Task to carry out: Pick out the lines in the listing below that contain the word "this" and copy them.

Rows:
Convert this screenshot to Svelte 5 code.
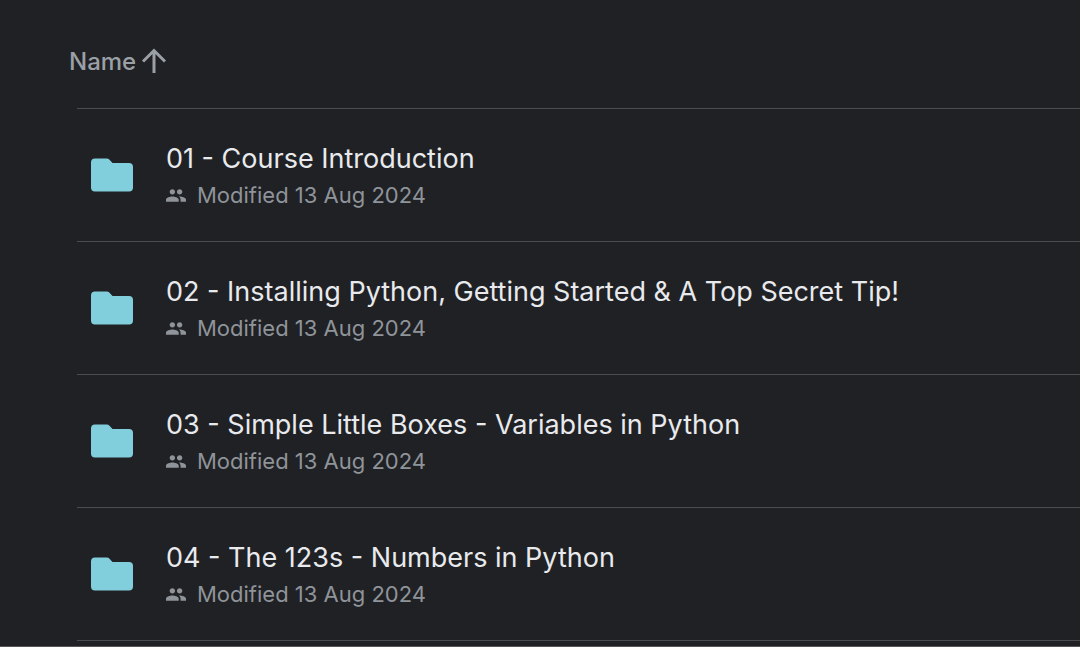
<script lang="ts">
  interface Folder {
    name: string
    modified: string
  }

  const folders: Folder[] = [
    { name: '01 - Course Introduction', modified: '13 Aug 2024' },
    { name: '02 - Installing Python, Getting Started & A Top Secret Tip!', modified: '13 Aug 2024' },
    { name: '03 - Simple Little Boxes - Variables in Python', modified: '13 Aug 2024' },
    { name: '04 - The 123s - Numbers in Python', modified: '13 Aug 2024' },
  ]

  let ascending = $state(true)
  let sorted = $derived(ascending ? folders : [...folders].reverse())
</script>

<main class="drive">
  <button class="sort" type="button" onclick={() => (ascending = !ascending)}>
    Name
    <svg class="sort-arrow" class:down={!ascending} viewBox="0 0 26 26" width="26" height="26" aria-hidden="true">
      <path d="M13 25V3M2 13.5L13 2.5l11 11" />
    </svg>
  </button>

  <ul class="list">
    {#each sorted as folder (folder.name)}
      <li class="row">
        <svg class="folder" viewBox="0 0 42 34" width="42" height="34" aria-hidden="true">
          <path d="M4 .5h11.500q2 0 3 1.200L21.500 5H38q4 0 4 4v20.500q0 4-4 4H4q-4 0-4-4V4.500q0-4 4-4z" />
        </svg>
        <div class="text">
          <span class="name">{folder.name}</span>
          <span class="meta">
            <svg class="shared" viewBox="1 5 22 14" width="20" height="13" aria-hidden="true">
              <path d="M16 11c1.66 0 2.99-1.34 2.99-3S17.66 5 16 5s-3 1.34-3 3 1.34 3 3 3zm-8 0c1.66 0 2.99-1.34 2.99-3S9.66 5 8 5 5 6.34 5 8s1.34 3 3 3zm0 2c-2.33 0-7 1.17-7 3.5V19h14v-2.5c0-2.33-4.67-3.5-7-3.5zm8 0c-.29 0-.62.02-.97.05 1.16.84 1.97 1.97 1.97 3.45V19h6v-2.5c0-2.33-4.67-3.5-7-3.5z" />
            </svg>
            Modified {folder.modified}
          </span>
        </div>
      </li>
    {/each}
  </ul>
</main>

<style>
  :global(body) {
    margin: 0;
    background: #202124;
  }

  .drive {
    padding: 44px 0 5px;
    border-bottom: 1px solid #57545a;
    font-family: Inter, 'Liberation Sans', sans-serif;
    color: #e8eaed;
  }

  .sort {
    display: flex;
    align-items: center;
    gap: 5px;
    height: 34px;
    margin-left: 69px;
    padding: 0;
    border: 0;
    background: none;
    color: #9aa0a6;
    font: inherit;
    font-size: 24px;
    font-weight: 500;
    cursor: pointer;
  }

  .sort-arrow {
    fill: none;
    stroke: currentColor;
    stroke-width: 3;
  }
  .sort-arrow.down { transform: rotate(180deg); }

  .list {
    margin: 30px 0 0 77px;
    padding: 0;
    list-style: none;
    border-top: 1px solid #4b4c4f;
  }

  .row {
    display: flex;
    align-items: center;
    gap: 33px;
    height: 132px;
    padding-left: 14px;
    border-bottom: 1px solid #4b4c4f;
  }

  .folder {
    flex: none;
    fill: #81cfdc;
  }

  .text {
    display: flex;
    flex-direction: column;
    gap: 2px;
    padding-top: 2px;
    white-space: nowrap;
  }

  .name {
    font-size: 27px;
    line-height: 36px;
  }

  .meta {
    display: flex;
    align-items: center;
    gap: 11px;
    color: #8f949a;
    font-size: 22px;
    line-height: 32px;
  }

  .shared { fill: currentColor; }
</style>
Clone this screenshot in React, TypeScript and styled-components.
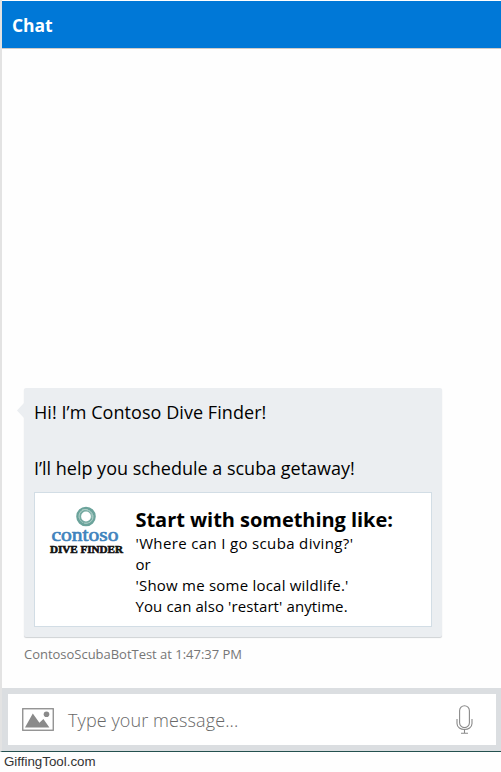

Exercise result:
Convert this screenshot to Svelte 5 code.
Clone this screenshot in React, TypeScript and styled-components.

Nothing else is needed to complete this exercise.